- **Written task**:
Both boundary lines count: repeat, exactly and alone, the lines from the one containing "Recreate this image" to the one containing "Styles ---------- */", with pictures left out.

______________________________

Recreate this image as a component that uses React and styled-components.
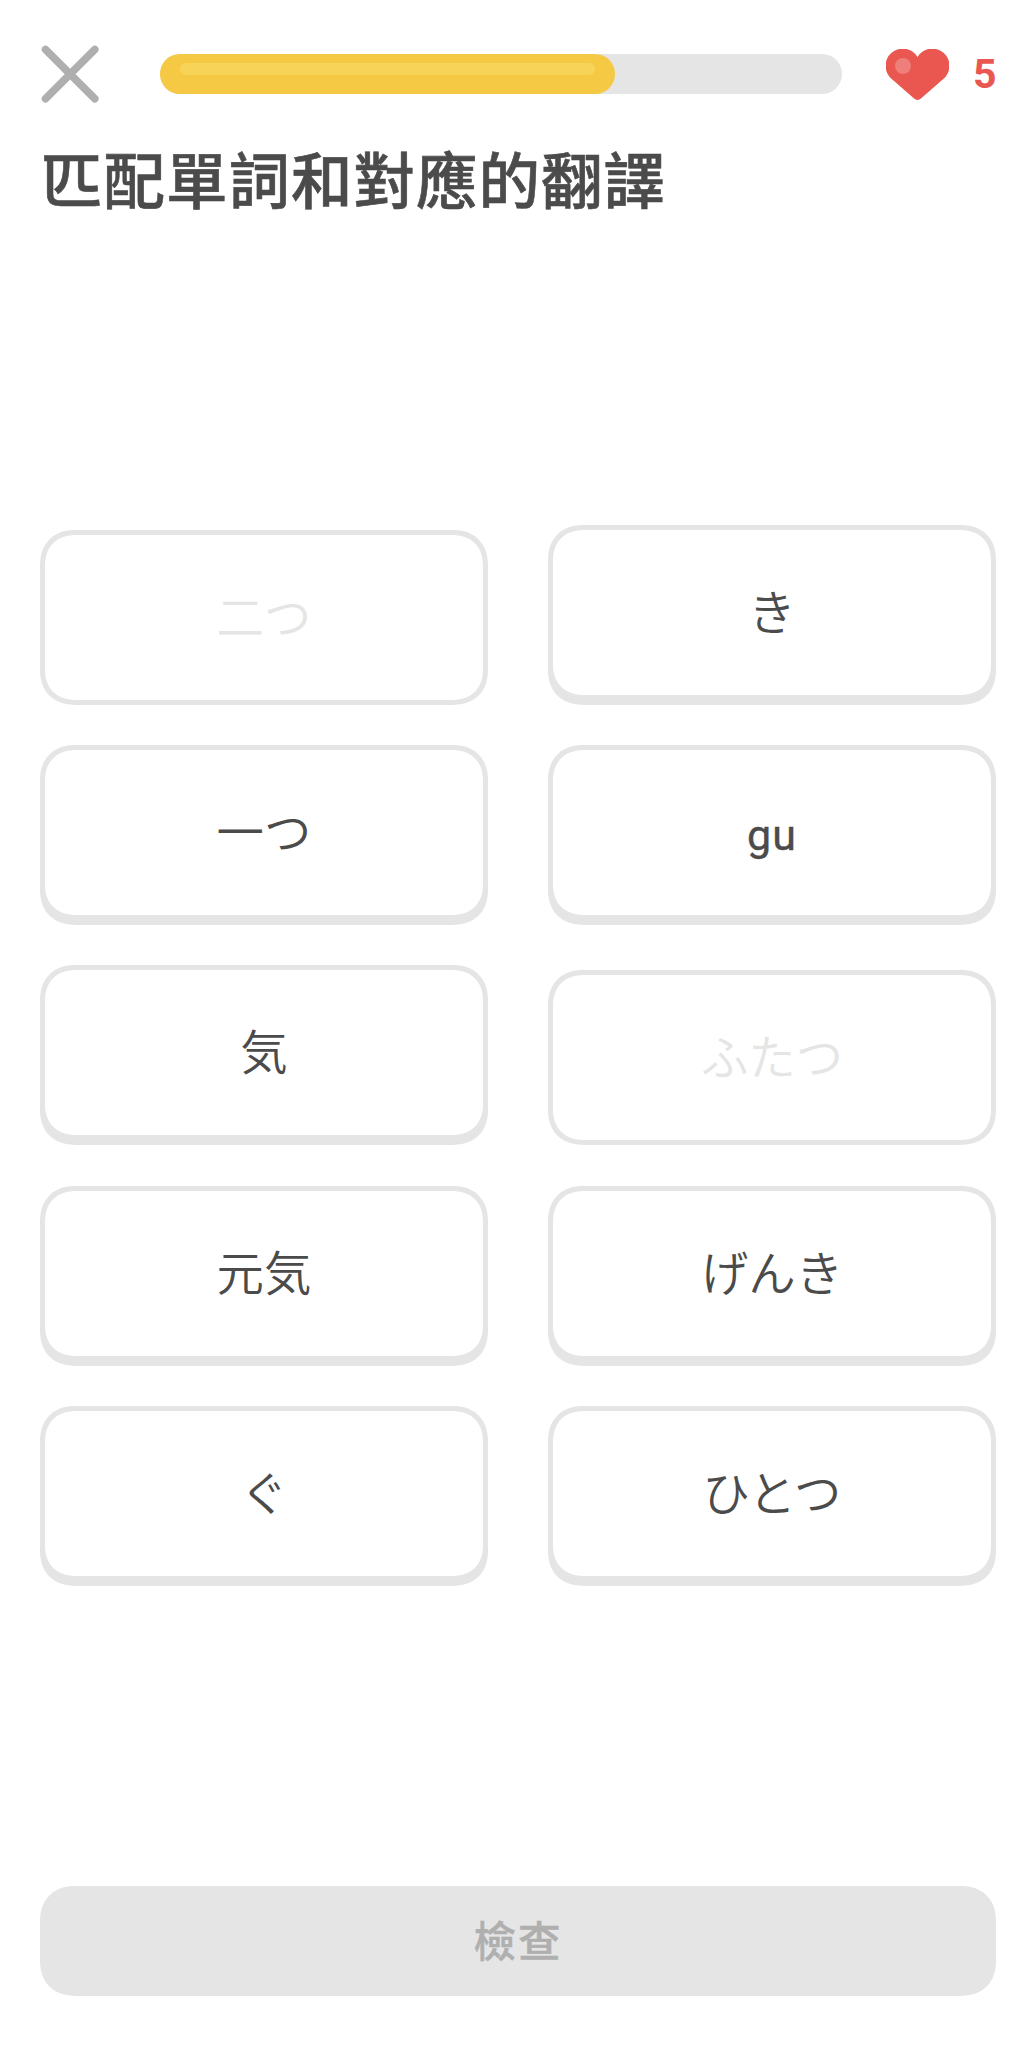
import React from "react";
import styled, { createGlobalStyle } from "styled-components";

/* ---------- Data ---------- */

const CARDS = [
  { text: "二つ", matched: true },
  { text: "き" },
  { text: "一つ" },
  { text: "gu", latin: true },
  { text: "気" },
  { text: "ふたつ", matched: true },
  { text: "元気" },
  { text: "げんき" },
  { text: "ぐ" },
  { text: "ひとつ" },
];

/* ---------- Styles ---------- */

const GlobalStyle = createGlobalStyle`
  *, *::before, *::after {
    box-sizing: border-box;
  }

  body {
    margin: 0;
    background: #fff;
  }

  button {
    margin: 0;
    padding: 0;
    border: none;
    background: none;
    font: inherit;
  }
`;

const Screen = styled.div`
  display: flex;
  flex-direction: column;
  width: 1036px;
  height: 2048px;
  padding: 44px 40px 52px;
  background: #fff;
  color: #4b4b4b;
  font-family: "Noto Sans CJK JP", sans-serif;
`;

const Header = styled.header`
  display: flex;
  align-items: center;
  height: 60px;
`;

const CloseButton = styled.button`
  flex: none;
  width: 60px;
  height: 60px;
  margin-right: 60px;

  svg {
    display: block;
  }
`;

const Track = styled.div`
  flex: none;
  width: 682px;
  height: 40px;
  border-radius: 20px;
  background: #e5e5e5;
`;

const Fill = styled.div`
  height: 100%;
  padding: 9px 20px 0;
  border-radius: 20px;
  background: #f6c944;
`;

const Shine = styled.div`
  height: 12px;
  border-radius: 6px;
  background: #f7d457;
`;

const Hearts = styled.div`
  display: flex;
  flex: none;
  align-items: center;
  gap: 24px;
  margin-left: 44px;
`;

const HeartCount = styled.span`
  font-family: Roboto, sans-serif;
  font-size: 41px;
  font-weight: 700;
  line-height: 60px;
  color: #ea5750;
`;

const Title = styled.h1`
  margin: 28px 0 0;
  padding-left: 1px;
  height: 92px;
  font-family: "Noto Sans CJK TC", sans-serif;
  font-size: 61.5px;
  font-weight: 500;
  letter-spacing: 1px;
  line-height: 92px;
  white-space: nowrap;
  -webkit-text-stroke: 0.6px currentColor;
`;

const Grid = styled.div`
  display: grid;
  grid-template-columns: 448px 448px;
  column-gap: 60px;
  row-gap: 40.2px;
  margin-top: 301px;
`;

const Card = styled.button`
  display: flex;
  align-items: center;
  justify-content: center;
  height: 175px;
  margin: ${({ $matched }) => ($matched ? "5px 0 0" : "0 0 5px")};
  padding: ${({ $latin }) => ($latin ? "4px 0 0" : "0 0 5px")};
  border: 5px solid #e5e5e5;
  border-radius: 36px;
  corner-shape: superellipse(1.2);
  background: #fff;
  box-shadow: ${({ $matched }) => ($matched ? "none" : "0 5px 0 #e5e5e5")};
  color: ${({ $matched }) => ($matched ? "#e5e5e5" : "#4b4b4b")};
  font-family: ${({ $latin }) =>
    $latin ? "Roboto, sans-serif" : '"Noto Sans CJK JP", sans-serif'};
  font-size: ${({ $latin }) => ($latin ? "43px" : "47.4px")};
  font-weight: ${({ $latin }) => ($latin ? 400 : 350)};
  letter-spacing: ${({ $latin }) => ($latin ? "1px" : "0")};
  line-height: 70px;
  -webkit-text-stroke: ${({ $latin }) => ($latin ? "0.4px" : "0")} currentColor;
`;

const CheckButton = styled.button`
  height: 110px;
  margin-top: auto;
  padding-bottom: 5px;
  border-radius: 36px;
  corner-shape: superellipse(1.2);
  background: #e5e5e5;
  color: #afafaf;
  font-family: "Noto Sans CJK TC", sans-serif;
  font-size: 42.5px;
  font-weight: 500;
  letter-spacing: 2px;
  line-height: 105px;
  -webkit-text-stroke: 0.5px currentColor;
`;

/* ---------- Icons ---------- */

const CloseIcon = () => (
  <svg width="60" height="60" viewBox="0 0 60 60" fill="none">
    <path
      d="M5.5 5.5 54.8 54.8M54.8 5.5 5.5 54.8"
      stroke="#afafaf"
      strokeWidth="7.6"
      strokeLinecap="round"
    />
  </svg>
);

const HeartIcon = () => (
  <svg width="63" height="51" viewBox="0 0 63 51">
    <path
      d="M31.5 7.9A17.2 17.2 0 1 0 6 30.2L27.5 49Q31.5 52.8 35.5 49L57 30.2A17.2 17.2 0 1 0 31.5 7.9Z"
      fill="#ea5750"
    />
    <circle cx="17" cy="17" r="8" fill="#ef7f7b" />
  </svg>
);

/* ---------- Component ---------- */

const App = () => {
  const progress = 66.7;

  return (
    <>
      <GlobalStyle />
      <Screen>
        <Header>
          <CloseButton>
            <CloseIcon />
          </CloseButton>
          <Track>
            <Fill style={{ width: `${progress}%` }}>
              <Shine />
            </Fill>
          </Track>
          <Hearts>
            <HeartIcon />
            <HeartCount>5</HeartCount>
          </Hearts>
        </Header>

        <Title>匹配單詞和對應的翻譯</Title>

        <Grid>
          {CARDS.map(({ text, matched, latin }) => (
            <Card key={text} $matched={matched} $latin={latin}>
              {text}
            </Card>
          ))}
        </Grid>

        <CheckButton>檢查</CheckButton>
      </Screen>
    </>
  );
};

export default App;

______________________________

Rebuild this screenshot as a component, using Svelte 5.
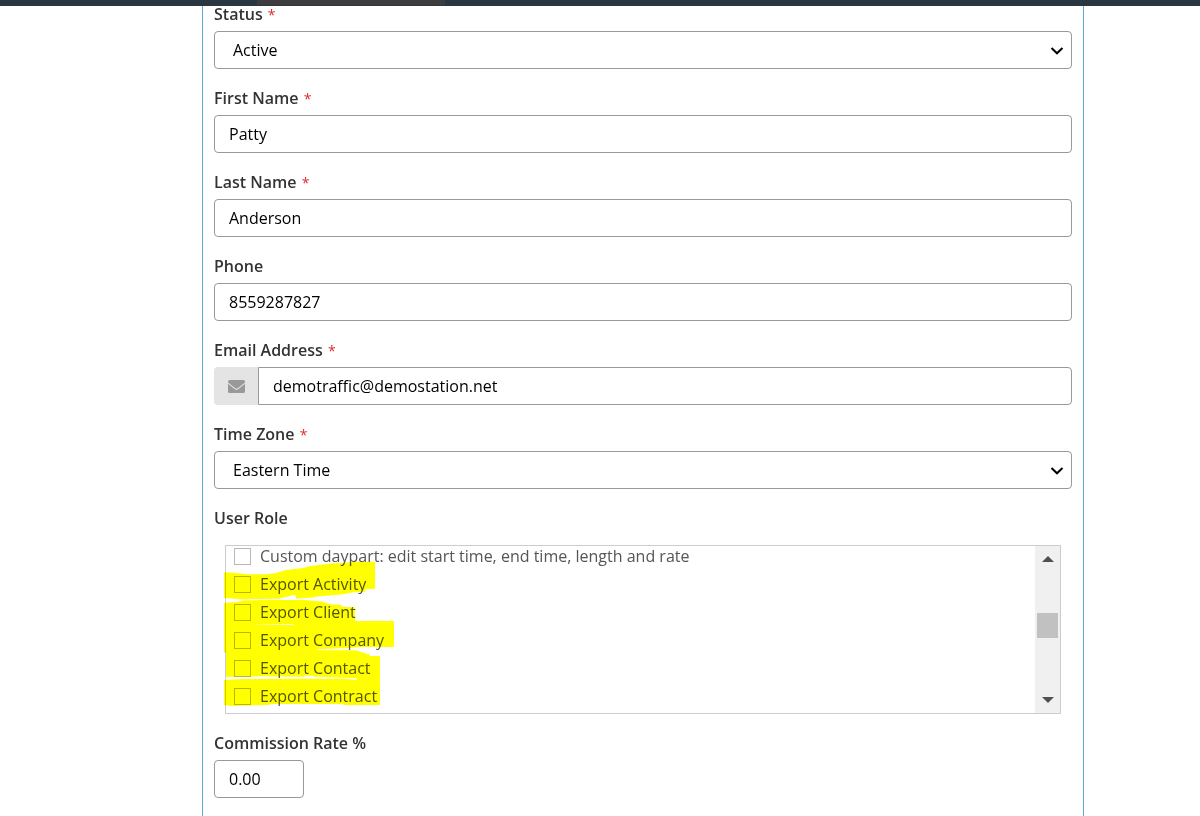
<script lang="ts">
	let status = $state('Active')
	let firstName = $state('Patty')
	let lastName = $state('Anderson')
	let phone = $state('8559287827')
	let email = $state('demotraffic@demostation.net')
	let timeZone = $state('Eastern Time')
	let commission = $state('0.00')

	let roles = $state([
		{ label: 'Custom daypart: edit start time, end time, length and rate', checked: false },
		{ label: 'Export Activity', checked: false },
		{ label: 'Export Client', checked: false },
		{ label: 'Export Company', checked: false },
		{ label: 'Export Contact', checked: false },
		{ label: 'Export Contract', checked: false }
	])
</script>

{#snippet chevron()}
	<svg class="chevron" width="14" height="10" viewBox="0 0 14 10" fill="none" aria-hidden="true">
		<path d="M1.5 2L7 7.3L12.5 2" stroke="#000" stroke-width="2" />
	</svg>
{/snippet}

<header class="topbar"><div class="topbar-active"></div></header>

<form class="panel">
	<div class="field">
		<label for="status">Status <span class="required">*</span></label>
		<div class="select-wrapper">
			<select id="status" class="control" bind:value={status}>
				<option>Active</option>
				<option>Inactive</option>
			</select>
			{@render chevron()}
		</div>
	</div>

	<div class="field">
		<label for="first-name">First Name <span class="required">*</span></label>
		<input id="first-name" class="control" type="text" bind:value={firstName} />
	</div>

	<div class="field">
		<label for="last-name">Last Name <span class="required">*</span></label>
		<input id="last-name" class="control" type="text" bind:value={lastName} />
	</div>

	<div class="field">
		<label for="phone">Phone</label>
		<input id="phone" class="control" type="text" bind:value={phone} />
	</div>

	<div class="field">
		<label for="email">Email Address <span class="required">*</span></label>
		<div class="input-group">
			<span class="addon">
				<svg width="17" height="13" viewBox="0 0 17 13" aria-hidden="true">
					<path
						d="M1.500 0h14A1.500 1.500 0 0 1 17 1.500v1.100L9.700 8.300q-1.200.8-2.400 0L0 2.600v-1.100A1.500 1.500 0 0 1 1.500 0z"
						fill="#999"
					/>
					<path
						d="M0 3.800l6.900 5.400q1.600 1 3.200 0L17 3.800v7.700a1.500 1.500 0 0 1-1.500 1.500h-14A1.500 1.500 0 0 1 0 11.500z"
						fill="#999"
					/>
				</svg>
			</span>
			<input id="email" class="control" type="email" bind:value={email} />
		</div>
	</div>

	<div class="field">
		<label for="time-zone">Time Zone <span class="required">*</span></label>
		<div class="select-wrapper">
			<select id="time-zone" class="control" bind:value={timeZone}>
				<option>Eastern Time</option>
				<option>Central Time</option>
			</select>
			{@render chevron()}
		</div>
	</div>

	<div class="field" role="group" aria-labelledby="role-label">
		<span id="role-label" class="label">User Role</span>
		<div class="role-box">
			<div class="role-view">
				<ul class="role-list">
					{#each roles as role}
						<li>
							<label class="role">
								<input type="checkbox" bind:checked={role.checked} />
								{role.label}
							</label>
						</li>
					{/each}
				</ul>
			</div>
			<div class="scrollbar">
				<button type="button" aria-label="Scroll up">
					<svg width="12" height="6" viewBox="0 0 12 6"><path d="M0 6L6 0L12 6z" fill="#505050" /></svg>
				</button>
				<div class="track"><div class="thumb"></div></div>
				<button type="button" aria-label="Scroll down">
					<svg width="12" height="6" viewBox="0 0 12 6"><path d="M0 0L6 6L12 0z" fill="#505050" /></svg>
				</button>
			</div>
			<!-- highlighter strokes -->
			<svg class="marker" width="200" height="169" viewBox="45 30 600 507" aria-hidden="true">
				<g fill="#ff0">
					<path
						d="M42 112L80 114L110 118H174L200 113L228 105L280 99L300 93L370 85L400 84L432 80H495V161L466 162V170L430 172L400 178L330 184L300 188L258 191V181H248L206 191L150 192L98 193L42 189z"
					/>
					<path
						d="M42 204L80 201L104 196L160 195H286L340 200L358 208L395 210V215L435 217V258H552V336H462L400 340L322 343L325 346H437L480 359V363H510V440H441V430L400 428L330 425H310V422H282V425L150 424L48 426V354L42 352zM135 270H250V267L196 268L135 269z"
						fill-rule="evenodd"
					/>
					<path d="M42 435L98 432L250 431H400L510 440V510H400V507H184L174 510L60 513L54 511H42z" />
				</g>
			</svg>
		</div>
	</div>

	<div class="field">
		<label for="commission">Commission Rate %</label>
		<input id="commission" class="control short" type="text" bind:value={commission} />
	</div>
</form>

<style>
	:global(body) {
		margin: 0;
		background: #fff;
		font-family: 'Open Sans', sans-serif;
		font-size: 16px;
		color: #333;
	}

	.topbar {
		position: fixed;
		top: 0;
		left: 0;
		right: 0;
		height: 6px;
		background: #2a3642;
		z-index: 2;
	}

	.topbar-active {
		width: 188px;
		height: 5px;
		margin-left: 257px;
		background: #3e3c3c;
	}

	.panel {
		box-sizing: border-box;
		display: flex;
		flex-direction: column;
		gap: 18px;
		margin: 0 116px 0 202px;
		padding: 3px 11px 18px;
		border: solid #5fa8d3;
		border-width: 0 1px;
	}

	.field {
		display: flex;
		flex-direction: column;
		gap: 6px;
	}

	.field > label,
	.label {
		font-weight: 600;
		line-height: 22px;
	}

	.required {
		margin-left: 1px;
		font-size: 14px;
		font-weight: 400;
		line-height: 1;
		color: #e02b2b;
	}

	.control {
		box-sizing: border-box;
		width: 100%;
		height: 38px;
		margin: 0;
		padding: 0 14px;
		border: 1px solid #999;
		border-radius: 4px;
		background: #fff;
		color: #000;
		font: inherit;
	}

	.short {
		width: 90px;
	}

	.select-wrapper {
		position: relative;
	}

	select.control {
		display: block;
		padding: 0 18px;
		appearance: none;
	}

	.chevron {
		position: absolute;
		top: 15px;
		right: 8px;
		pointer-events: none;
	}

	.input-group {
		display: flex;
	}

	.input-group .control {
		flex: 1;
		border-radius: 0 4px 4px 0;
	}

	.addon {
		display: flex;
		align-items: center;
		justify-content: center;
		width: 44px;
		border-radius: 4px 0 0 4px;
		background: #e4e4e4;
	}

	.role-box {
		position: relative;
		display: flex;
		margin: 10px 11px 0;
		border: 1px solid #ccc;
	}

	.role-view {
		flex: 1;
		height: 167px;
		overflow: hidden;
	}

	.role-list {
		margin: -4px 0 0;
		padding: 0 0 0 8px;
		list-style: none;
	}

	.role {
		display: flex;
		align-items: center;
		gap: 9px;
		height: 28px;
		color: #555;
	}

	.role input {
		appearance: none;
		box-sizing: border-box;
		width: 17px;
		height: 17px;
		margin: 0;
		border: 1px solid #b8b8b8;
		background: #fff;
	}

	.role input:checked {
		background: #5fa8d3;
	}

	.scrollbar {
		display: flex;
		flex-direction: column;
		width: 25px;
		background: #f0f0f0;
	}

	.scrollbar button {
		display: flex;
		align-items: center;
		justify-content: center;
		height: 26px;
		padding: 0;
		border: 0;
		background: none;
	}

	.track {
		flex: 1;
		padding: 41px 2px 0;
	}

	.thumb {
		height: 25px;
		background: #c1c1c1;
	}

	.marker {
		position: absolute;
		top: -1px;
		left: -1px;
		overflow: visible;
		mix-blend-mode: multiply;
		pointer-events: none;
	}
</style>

______________________________

- **Answer for the task**:
Recreate this image as a component that uses React and styled-components.
import React from "react";
import styled, { createGlobalStyle } from "styled-components";

/* ---------- Data ---------- */

const CARDS = [
  { text: "二つ", matched: true },
  { text: "き" },
  { text: "一つ" },
  { text: "gu", latin: true },
  { text: "気" },
  { text: "ふたつ", matched: true },
  { text: "元気" },
  { text: "げんき" },
  { text: "ぐ" },
  { text: "ひとつ" },
];

/* ---------- Styles ---------- */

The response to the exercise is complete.